Et c'est certainement son inquiétude quant à la situation de son pays qu'elle couche sur le papier. Son inquiétude que rien ne soit jamais acquis, que tout puisse être remis en cause à chaque instant, même lorsqu'un pays semble afficher une stabilité politique, une prospérité économique, une paix sociale... Le verbe "semble" prend ici toute son importance.

Depuis 2008 et la crise qui a touché le monde cette année-là, on montre souvent l'Islande en exemple : politiques renversés, banquiers emprisonnés, prise en main de ses destinées par le peuple... Mais, la réalité est sans doute moins glorieuse. Ou du moins plus fragile qu'on le pense un peu trop rapidement en France, par exemple.

On retrouve dans "L'Île" de nombreux symptômes que nous connaissons bien, car nous les croisons également depuis un moment, en France comme chez nos voisins et partenaires européens. Ce rejet de l'autre, surtout s'il est étranger, cette volonté de retrouver ses racines (dont la définition devrait souvent rester sujette à caution), ces relents rances d'un passé qui serait naturellement meilleur que le présent...

Au milieu de tout cela, Hjalti va passer par tous les états.

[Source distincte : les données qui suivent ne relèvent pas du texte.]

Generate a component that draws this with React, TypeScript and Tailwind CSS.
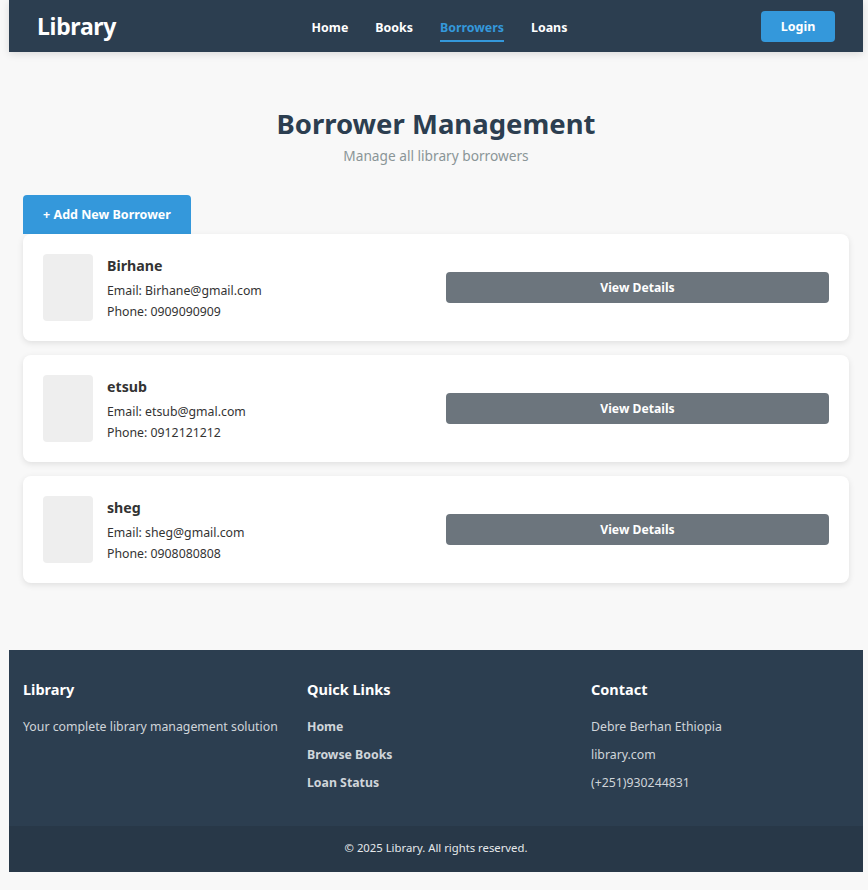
const borrowers = [
  { name: 'Birhane', email: 'Birhane@gmail.com', phone: '0909090909' },
  { name: 'etsub', email: 'etsub@gmal.com', phone: '0912121212' },
  { name: 'sheg', email: 'sheg@gmail.com', phone: '0908080808' },
];

const navLinks = ['Home', 'Books', 'Borrowers', 'Loans'];

export default function App() {
  return (
    <div
      className="min-h-screen bg-[#f8f8f8] pl-[9px] pr-[5px] pb-[18px]"
      style={{ fontFamily: '"Noto Sans", "Open Sans", sans-serif' }}
    >
      {/* Header */}
      <header className="h-[52px] bg-[#2c3e50] shadow-[0_2px_8px_rgba(0,0,0,0.12)] flex items-center px-[28px]">
        <div className="flex-1 text-white text-[23px] font-bold tracking-[-0.3px]">Library</div>
        <nav className="flex items-center gap-[27px] ml-[7px]">
          {navLinks.map((l) => (
            <a
              key={l}
              className={`text-[12.4px] font-bold pb-[2px] border-b-2 mt-[9px] ${l === 'Borrowers' ? 'text-[#3498db] border-[#3498db]' : 'text-white border-transparent'}`}
            >
              {l}
            </a>
          ))}
        </nav>
        <div className="flex-1 flex justify-end">
          <button className="bg-[#3498db] text-white text-[12.5px] font-bold rounded-[4px] w-[74px] h-[31px] mt-[1px] pt-[2px]">Login</button>
        </div>
      </header>

      {/* Main */}
      <main className="px-[14px] pt-[52px]">
        <div className="text-center">
          <h1 className="text-[27.5px] font-bold text-[#2c3e50] leading-[40px]">Borrower Management</h1>
          <p className="text-[13.7px] text-[#8a9597] mt-[2px]">Manage all library borrowers</p>
        </div>

        <button className="mt-[28px] w-[168px] h-[39px] pt-[2px] bg-[#3498db] text-white text-[12.5px] font-bold rounded-t-[4px]">
          + Add New Borrower
        </button>

        <div className="flex flex-col gap-[14px]">
          {borrowers.map((b) => (
            <div
              key={b.name}
              className="bg-white rounded-[8px] shadow-[0_2px_6px_rgba(0,0,0,0.1)] h-[107px] flex items-center px-[20px]"
            >
              <div className="w-[50px] h-[67px] bg-[#eeeeee] rounded-[4px] shrink-0" />
              <div className="ml-[14px] flex-1 text-[#333]">
                <div className="text-[14.2px] font-bold leading-[20px] mt-[4px]">{b.name}</div>
                <div className="text-[12.3px] leading-[21px] mt-[4px]">Email: {b.email}</div>
                <div className="text-[12.3px] leading-[21px]">Phone: {b.phone}</div>
              </div>
              <button className="w-[383px] h-[31px] pt-[3px] bg-[#6c757d] text-white text-[12.2px] font-bold rounded-[4px]">
                View Details
              </button>
            </div>
          ))}
        </div>
      </main>

      {/* Footer */}
      <footer className="mt-[67px] bg-[#2c3e50]">
        <div className="px-[14px] pt-[28px] pb-[34px] grid grid-cols-3 gap-[26px]">
          <div>
            <h3 className="text-white text-[14.5px] font-bold leading-[22px]">Library</h3>
            <p className="text-[#d0d5da] text-[12.3px] leading-[19px] mt-[17px] whitespace-nowrap">Your complete library management solution</p>
          </div>
          <div>
            <h3 className="text-white text-[14.5px] font-bold leading-[22px]">Quick Links</h3>
            <ul className="mt-[17px] flex flex-col gap-[9px]">
              {['Home', 'Browse Books', 'Loan Status'].map((l) => (
                <li key={l} className="text-[#d0d5da] text-[12.3px] font-bold leading-[19px]">{l}</li>
              ))}
            </ul>
          </div>
          <div>
            <h3 className="text-white text-[14.5px] font-bold leading-[22px]">Contact</h3>
            <ul className="mt-[17px] flex flex-col gap-[9px]">
              {['Debre Berhan Ethiopia', 'library.com', '(+251)930244831'].map((l) => (
                <li key={l} className="text-[#d0d5da] text-[12.3px] leading-[19px]">{l}</li>
              ))}
            </ul>
          </div>
        </div>
        <div className="bg-[#283848] h-[46px] flex items-center justify-center text-[#e5e8eb] text-[11.3px]">
          © 2025 Library. All rights reserved.
        </div>
      </footer>
    </div>
  );
}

Son parcours entre le moment de sa rupture avec Maria et celui où on le découvre, reclus et en permanence sur le qui-vive dans son fjord, est exemplaire, il est au coeur des événements, témoin, mais aussi acteur, commettant des erreurs, changeant de cap...

Ce n'est pas le personnage le plus sympathique qui soit, et je ne crois pas que son histoire soit celle d'une rédemption. Bien au contraire. Il peut sembler veule, lâche même, en tout cas, il n'a rien d'un héros sans peur et sans reproche. D'un résistant, je lance le mot. Et pourtant, son rôle est fondamental, justement parce qu'il n'est pas un héros.

Mais, il est surtout un journaliste et, à travers lui, Sigridur Hagalin Björnsdottir interroge sa profession et sa relation au pouvoir. Observateurs neutres, contre-pouvoir ou, au contraire, complices (et dans ce dernier cas, avec une collusion évidente entre deux mondes qui devraient garder leurs distances), leur rôle est crucial auprès de l'opinion (et pas qu'en Islande, suivez mon regard !).

Face à lui, un formidable personnage : Elin Olafsdottir. Une femme de pouvoir, aussi ambitieuse que charismatique. Un recours, une autorité naturelle, j'ai utilisé plus haut le mot "providentiel", me semble-t-il, et c'est vraiment cela. A tel point qu'elle devient un phare dans la nuit, un havre dans la tempête, l'unique alternative au chaos...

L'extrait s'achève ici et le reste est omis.